I have a structure of pointers wich I want to pass to the device and the program fails to compile with the above error. the excerpt of the code is like this:
//declaring 27 pointers by a struct. each pointer has at least 6500 floats.
typedef struct{
float* f[27];
}distpointer;
global void kernel(distpointer in_dist, distpointer out_dist)
{
…
//id = fanction of threadid.x , …
for(k=0;K,27;k++){
//do some calculations with (in_dist.f[k])[id] and (out_dist.f[k])[id]
}
…
}
void main()
{
…
for(k=0;K<27;k++){
//allocate and copy in_dist.f[k] to device memory
//allocate and copy out_dist.f[k] to device memory
}
kernel<<<grid, block>>>(in_dist, out_dist)
…
}
The point is when I reduce the number of pointers to 9, the program runs perfectly!!
I’d be so grateful if any one helps me with this.
27sizeof(float)*2 = 216 bytes… 256 bytes are permitted. So…
Maybe declare the structure packed (i.e. no fill bytes between struct members for alignment). That may get their size down.
Print sizeof() struct for comparison before and after.
You may have to figure out how to declare struct packing (and alignment) by inspecting some of the existing CUDA header files. I think they declare this for the builtin vector types as well.
There is a limit of 256 bytes for kernel arguments, and your structures require 54 * sizeof(void *) values combined. On 64 bit platforms, that means 432 bytes for the arguments, which is over the limit and probably explains the error you are seeing. Your two choices are to pass the arguments by pointer rather than by value, and for that you will need to construct the structures in device global memory rather than host memory, or use a constant memory symbol for each structure instead.
Ok and thanks alot, My system was 64bit. I run it on a 32 bit systam and it compiles with no error but this advisory where ever I use my pointers inside the kernel:
“Advisory: cannot tell what pointer points to, assuming global memory space”
The program runs. The first 500 iterations are quite fast and then becomes vey slow(but not becoming slower). and the outputs are terriblly wrong!!
typedef struct{
float* f[27];
}distpointer;
__global__ void kernel(distpointer *in_dist, distpointer *out_dist)
{
...
//id = fanction of threadid.x , ...
distpointer in = *in_dist;
distpointer out = *out_dist;
for(k=0;K,27;k++){
//do some calculations with (in.f[k])[id] and (out.f[k])[id] as "float" values
}
...
}
void main()
{
...
for(k=0;K<27;k++){
//allocate and copy in_dist.f[k] to device memory
//allocate and copy out_dist.f[k] to device memory
}
kernel<<<grid, block>>>(&in_dist, &out_dist)
..
}
the code runs with no error but rediculously very fast and cannot copy back the valuse to host with an error while copying back. Should I cunstruct a structure in device, so how should I do that. you know I’m not such a professional one in programming. would you make it more clear? External Media
I am pretty sure there are errors, you just are not checking for them. The pointers you are passing are host pointers, which are invalid in kernels. If you call cudaGetLastError after the kernel launch I think you will see “invalid device pointer” errors returned and find that the kernel is not running at all.

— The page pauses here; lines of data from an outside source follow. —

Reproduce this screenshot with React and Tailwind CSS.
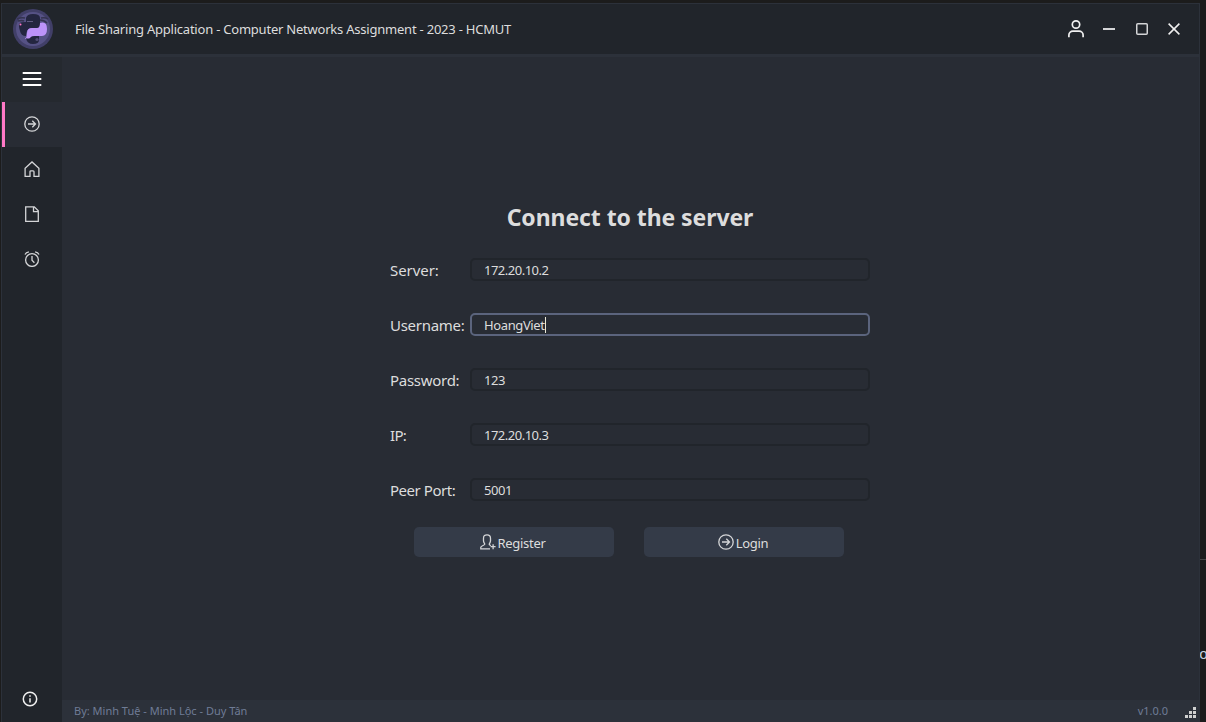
import React from "react";

const ArrowCircle = ({ className = "size-4" }) => (
  <svg viewBox="0 0 16 16" className={className} fill="none" stroke="#d4d5d7" strokeWidth="1.3">
    <circle cx="8" cy="8" r="7.2" />
    <path d="M4 8h7.4M8.3 4.8 11.5 8l-3.2 3.2" />
  </svg>
);

const HomeIcon = () => (
  <svg viewBox="0 0 16 16" className="size-4" fill="none" stroke="#d4d5d7" strokeWidth="1.3">
    <path d="M1.1 15.3V7.2L8 .9l6.9 6.3v8.1H10v-4.6a.9.9 0 0 0-.9-.9H6.9a.9.9 0 0 0-.9.9v4.6z" />
  </svg>
);

const FileIcon = () => (
  <svg viewBox="0 0 16 16" className="size-4" fill="none" stroke="#d4d5d7" strokeWidth="1.3">
    <path d="M1.7.8h8.6l4 4v10.5H1.7zM9.5.8v4.8h4.8" />
  </svg>
);

const AlarmIcon = () => (
  <svg viewBox="0 0 16 16" className="size-4" fill="none" stroke="#d4d5d7" strokeWidth="1.3">
    <circle cx="8" cy="9" r="6.4" />
    <path d="M8 5v4.3l2.4 2.4M1 3.5Q2 1.2 4.9.8M15 3.5Q14 1.2 11.1.8" />
  </svg>
);

const UserPlus = () => (
  <svg viewBox="0 0 16 16" className="size-4" fill="none" stroke="#d4d5d7" strokeWidth="1.3">
    <path d="M10 14.8H.8v-1.6c0-1.2 3.9-2 4-2.9.1-.7-1.3-1.7-1.3-3.6V4.2C3.5 1.7 5 .8 7 .8s3.5.9 3.5 3.4v2.5c0 1.9-1.3 2.9-1.3 3.6 0 .5.9.9 1.7 1.3M10.6 12.7h5M13.1 10.2v5" />
  </svg>
);

const Logo = () => (
  <svg viewBox="0 0 40 40" className="size-10">
    <circle cx="20" cy="20" r="20" fill="#413f68" />
    <circle cx="20" cy="20" r="17" fill="#565285" />
    <path d="M4 10q4-2 8-1M28 9q4-1 7 1M27 11q4 0 7 3M5 12q4-1 6 0" stroke="#34334f" strokeWidth="1.5" fill="none" />
    <path d="M13 9q1-4 7-4 7 0 7 4v10h-9q-5 1-5 8-5 0-6-5-2-6 0-8 1-1 6-1z" fill="#242640" />
    <path d="M27 14q7-2 7 6 0 7-5 7h-7q-4 0-5 3h-5q2-2 2-6 0-5 5-5h5q3 0 3-5z" fill="#bd93f9" />
    <path d="M13 29q2 1 4 0 1-2 5-2h4v4q0 4-6 4t-7-6z" fill="#242640" />
    <circle cx="7.5" cy="15.6" r="1" fill="#ff79c6" />
    <path d="M14 12.5h6" stroke="#706a91" strokeWidth=".8" />
    <circle cx="24" cy="30.5" r="1.6" fill="#514d76" />
  </svg>
);

const fields = [
  { label: "Server:", value: "172.20.10.2", lt: "tracking-[-0.05px]", vt: "tracking-[-0.5px]" },
  { label: "Username:", value: "HoangViet", focus: true, lt: "tracking-[-0.28px]", vt: "tracking-[-0.38px]" },
  { label: "Password:", value: "123", lt: "tracking-[-0.28px]", vt: "tracking-[-0.43px]" },
  { label: "IP:", value: "172.20.10.3", lt: "tracking-[-0.7px]", vt: "tracking-[-0.5px]" },
  { label: "Peer Port:", value: "5001", lt: "tracking-[-0.46px]", vt: "tracking-[-0.43px]" },
];

function TitleBar() {
  return (
    <header className="flex h-[53px] shrink-0 items-start border-b-[3px] border-[#2c313a] bg-[#21252b]">
      <div className="ml-[11px] mt-[5px]"><Logo /></div>
      <h1 className="ml-[22px] mt-[15px] whitespace-nowrap text-[13px] leading-5 tracking-[-0.22px] text-[#dddddd]">
        File Sharing Application - Computer Networks Assignment - 2023 - HCMUT
      </h1>
      <div className="ml-auto mr-[19px] mt-[15px] flex items-center">
        <svg viewBox="0 0 16 20" className="h-5 w-4" fill="none" stroke="#f0f0f0" strokeWidth="1.7">
          <circle cx="8" cy="5.5" r="3.7" />
          <path d="M.9 18.3v-2.2a4 4 0 0 1 4-4h6.2a4 4 0 0 1 4 4v2.2" />
        </svg>
        <svg viewBox="0 0 12 12" className="ml-[19px] size-3"><path d="M0 6h12" stroke="#d4d5d7" strokeWidth="2" /></svg>
        <svg viewBox="0 0 12 12" className="ml-[21px] size-3"><rect x=".75" y=".75" width="10.5" height="10.5" rx="1" fill="none" stroke="#d4d5d7" strokeWidth="1.5" /></svg>
        <svg viewBox="0 0 12 12" className="ml-5 size-3"><path d="m.6.6 10.8 10.8M11.4.6.6 11.4" stroke="#f0f0f0" strokeWidth="1.5" /></svg>
      </div>
    </header>
  );
}

function Sidebar() {
  return (
    <nav className="flex w-[60px] shrink-0 flex-col bg-[#21252b]">
      <button className="flex h-[45px] items-center justify-center bg-[#25292f] pb-0.5">
        <svg viewBox="0 0 20 16" className="h-4 w-5"><path d="M.7 2h18.6M.7 8h18.6M.7 14h18.6" stroke="#fff" strokeWidth="2" /></svg>
      </button>
      <button className="flex h-[45px] items-center justify-center border-l-[3px] border-[#ff79c6] bg-[#282c34] pb-0.5 pr-[3px]"><ArrowCircle /></button>
      <button className="flex h-[45px] items-center justify-center pb-0.5"><HomeIcon /></button>
      <button className="flex h-[45px] items-center justify-center pb-0.5"><FileIcon /></button>
      <button className="flex h-[45px] items-center justify-center pb-0.5"><AlarmIcon /></button>
      <button className="mt-auto flex h-[46px] items-center justify-center pr-1">
        <svg viewBox="0 0 16 16" className="size-4">
          <circle cx="8" cy="8" r="6.7" fill="none" stroke="#f0f0f0" strokeWidth="1.5" />
          <path d="M8 7.2v4.3M8 4.3v1.5" stroke="#f0f0f0" strokeWidth="1.5" />
        </svg>
      </button>
    </nav>
  );
}

function LoginForm() {
  return (
    <main className="flex grow flex-col items-center pr-px pt-[144px] text-[#dddddd]">
      <h2 className="h-[34px] whitespace-nowrap text-[23px] font-bold leading-8 tracking-[-0.08px]">Connect to the server</h2>
      <div className="mt-[7px] flex w-[480px] flex-col">
        {fields.map((f) => (
          <label key={f.label} className="flex h-[55px] items-center">
            <span className={"w-20 shrink-0 whitespace-nowrap text-[15px] leading-5 " + f.lt}>{f.label}</span>
            <span className={"flex h-[23px] w-[400px] items-center rounded-[5px] border-2 pl-3 text-[13px] leading-5 " + (f.focus ? "border-[#5b647d]" : "border-[#21252b]")}>
              <span className={f.vt}>{f.value}</span>
              {f.focus && <span className="h-4 w-px bg-[#e8e8d8]" />}
            </span>
          </label>
        ))}
      </div>
      <div className="mr-0.5 mt-[10px] flex gap-[30px] text-[13px] tracking-[-0.3px]">
        <button className="flex h-[30px] w-[200px] items-center justify-center gap-0.5 rounded-[5px] bg-[#343b48] pr-[3px]">
          <UserPlus /><span className="pt-1">Register</span>
        </button>
        <button className="flex h-[30px] w-[200px] items-center justify-center gap-[2px] rounded-[5px] bg-[#343b48] pr-0.5">
          <ArrowCircle /><span className="pt-1">Login</span>
        </button>
      </div>
    </main>
  );
}

export default function App() {
  return (
    <div className="flex h-[722px] w-[1206px] overflow-hidden bg-[#1c1c1c] pl-px pt-[3px] font-['Noto_Sans',sans-serif]">
      <div className="flex w-[1199px] shrink-0 flex-col border-x border-t border-[#2c313a] bg-[#282c34]">
        <TitleBar />
        <div className="flex min-h-0 grow">
          <Sidebar />
          <div className="flex grow flex-col">
            <LoginForm />
            <footer className="flex h-[22px] shrink-0 items-center bg-[#2c313a] pl-3 text-[11px] text-[#6f7c96]">
              <span>By: Minh Tuệ - Minh Lộc - Duy Tân</span>
              <span className="ml-auto">v1.0.0</span>
              <svg viewBox="0 0 11 11" className="ml-[17px] mr-[3px] mt-0.5 size-[11px]" fill="#cfd0d0">
                <path d="M8 0h3v3H8zM4 4h3v3H4zM8 4h3v3H8zM0 8h3v3H0zM4 8h3v3H4zM8 8h3v3H8z" />
              </svg>
            </footer>
          </div>
        </div>
      </div>
      <aside className="flex w-1.5 shrink-0 flex-col overflow-hidden pt-[556px]">
        <div className="h-px w-full shrink-0 bg-[#454545]" />
        <div className="-ml-px mt-[86px] font-['Liberation_Mono',monospace] text-[15px] leading-5 text-[#c4d0df]">o</div>
      </aside>
    </div>
  );
}
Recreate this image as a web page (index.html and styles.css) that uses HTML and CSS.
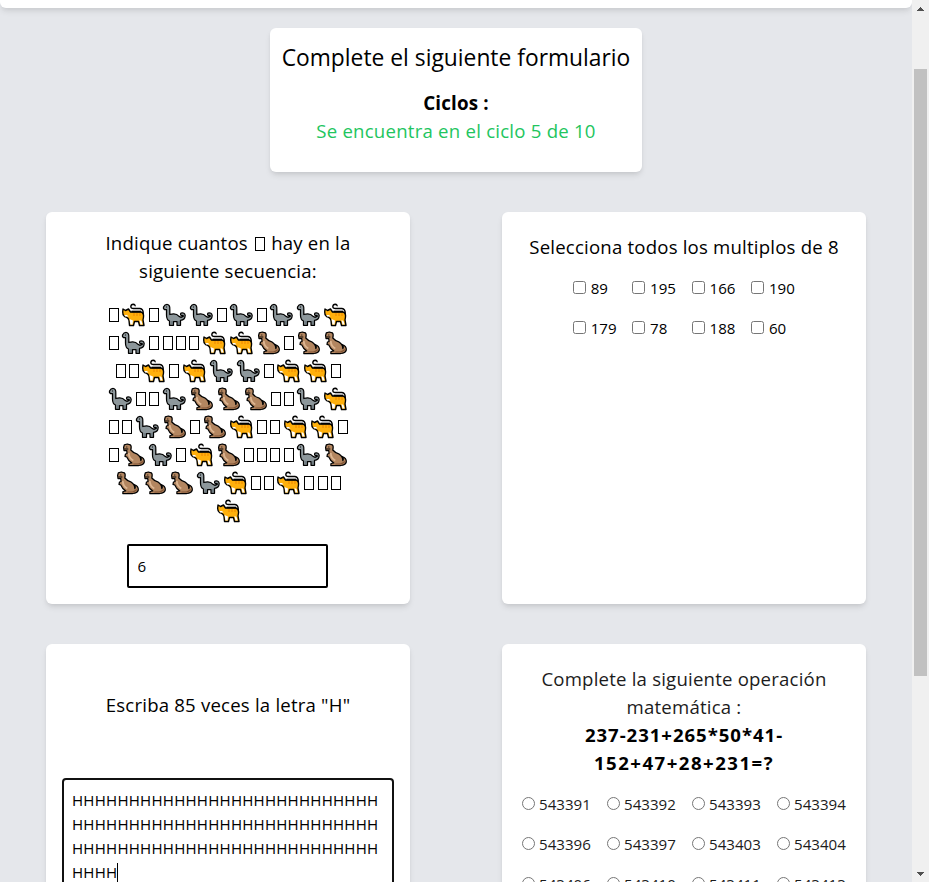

Yes. Do as you are doing know to make the structure in host memory, then allocate a new structure in device memory, copy the host structure to the device structure and then pass the device structure pointer to your kernel. Something like this might work
distpointer in_dist, * in_dist_, out_dist, * out_dist_;
for(k=0;K<27;k++){
//allocate and copy in_dist.f[k] to device memory
//allocate and copy out_dist.f[k] to device memory
}
cudaMalloc((void **)&in_dist_, sizeof(distpointer));
cudaMalloc((void **)&out_dist_, sizeof(distpointer));
cudaMemcpy(in_dist_, &in_dist, sizeof(distpointer), cudaMemcpyHostToDevice);
cudaMemcpy(out_dist_, &out_dist, sizeof(distpointer), cudaMemcpyHostToDevice);
kernel<<<grid, block>>>(in_dist_, out_dist_)
Thank both of you guys for being so patient and helpful! you two have already tought me much about pointers today!! :rolleyes:
But can I ask you one more question? why does my program running fast on first 500 iterations and then becomes slow?
I only use 250Mb of my 4Gig Tesla C1060!
Well the first step is always getting it to work, and the second it to make it faster. There might be padding/alignment tricks in the structures to improve things. Your code now has to perform two levels of global memory pointer dereferencing to get to data instead of one. In the original reply I posted to you, I suggested using a constant memory symbol to hold the address of the structure, rather than passing it by reference from global memory. You might also be able to have one thread per block do the read of the structure and populate shared memory with the individual pointer addresses (which is essentially what passing by value does anyway).